### Material:
********

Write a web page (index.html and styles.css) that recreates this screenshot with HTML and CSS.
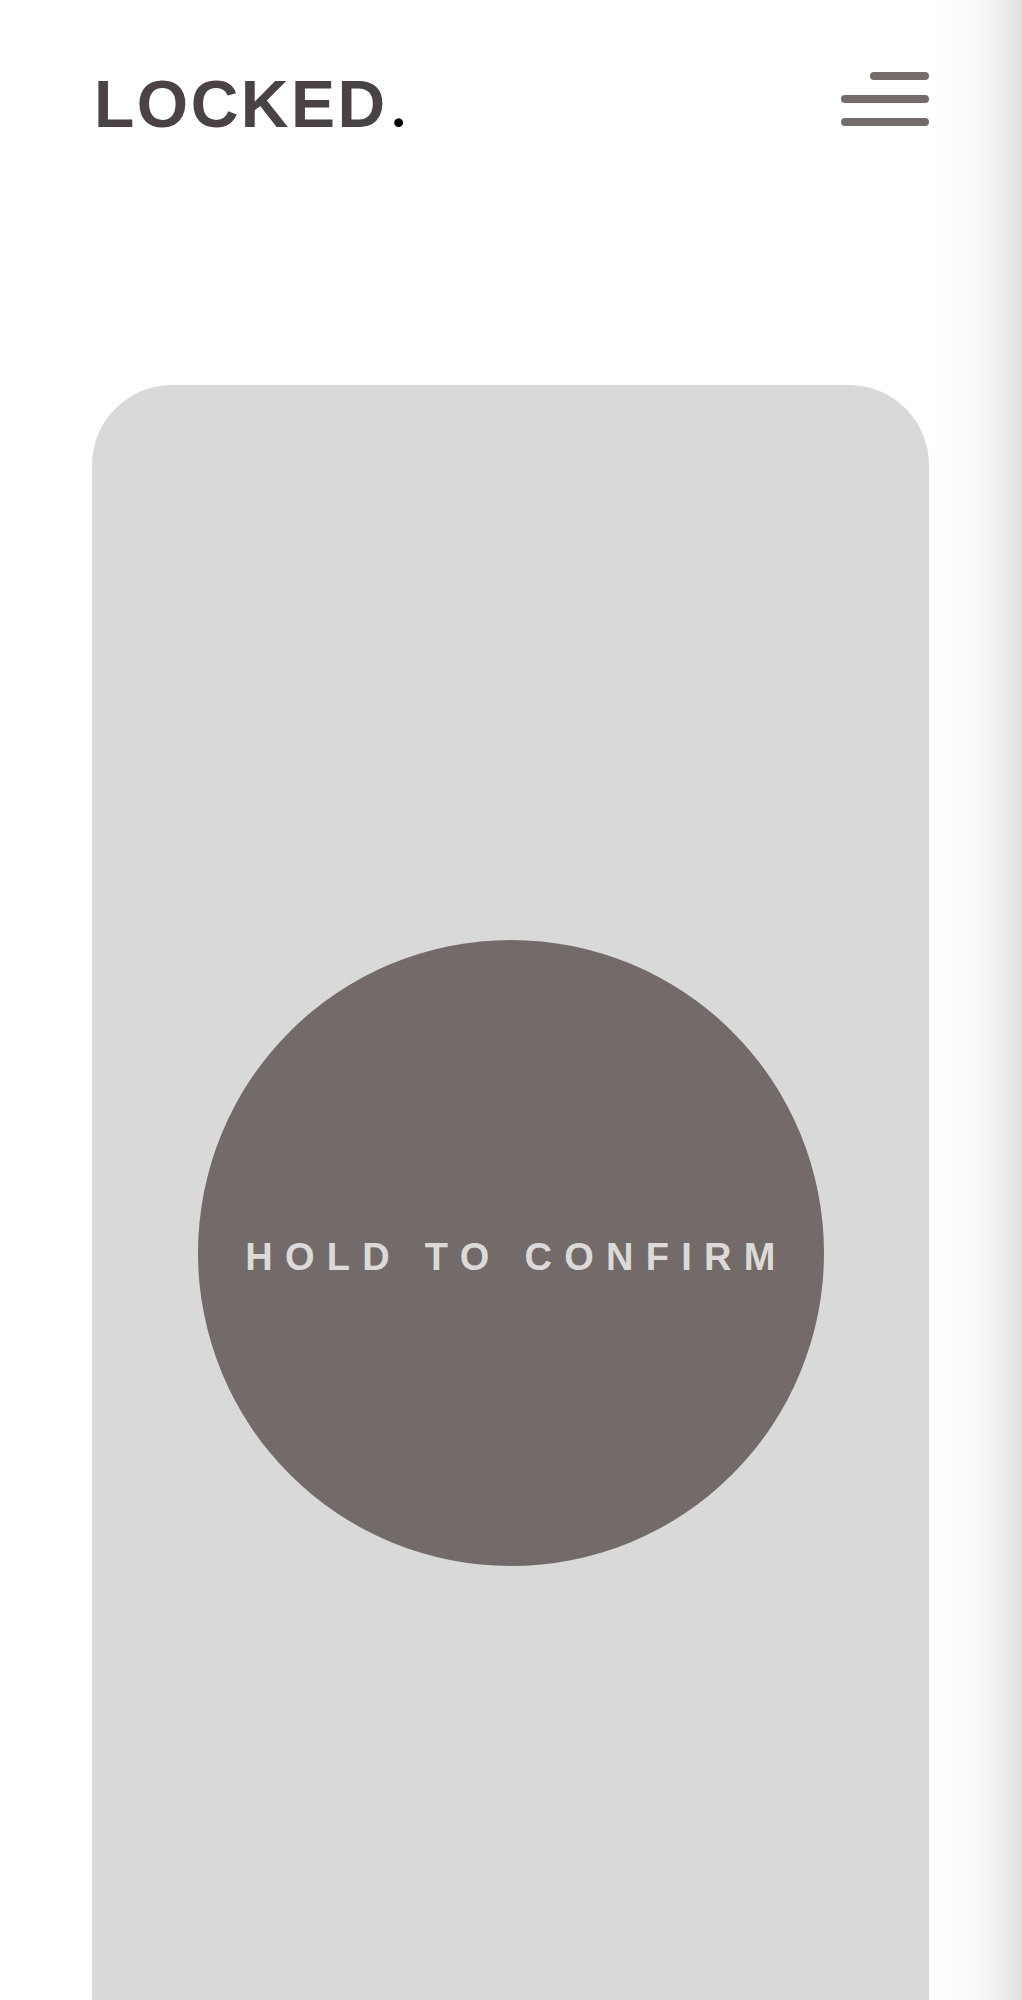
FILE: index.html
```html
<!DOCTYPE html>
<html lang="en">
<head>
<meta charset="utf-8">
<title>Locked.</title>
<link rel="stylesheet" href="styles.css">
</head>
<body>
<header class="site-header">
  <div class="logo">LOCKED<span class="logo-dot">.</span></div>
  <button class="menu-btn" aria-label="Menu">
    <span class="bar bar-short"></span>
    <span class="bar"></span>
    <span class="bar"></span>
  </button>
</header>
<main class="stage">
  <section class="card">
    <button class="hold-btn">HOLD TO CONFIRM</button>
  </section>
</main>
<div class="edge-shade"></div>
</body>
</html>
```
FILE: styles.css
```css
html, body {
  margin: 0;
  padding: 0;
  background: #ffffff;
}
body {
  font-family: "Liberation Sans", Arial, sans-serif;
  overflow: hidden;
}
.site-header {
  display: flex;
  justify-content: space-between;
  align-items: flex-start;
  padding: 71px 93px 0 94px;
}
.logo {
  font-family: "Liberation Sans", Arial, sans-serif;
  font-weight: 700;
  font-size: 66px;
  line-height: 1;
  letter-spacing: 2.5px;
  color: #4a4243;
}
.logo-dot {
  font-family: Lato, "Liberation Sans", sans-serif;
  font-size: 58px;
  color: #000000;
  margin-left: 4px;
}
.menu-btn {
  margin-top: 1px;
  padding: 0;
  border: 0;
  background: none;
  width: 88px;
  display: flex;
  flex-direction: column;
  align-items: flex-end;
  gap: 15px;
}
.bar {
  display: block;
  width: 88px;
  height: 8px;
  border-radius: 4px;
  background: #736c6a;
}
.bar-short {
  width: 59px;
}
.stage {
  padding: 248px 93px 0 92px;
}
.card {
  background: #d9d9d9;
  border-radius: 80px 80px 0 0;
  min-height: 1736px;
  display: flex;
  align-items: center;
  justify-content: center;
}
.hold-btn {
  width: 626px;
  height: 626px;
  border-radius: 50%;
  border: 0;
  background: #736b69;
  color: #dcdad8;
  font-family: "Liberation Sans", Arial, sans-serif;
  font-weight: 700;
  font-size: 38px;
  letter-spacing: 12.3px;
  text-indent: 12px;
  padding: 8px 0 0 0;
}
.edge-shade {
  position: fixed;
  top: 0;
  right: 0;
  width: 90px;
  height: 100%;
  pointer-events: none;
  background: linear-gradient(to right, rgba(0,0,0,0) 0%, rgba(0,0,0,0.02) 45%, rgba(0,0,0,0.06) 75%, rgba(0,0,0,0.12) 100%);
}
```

********

### Exercise task:
Look through the material above and work out how many of its lines contain "styles". State the number only.

### The solution:
3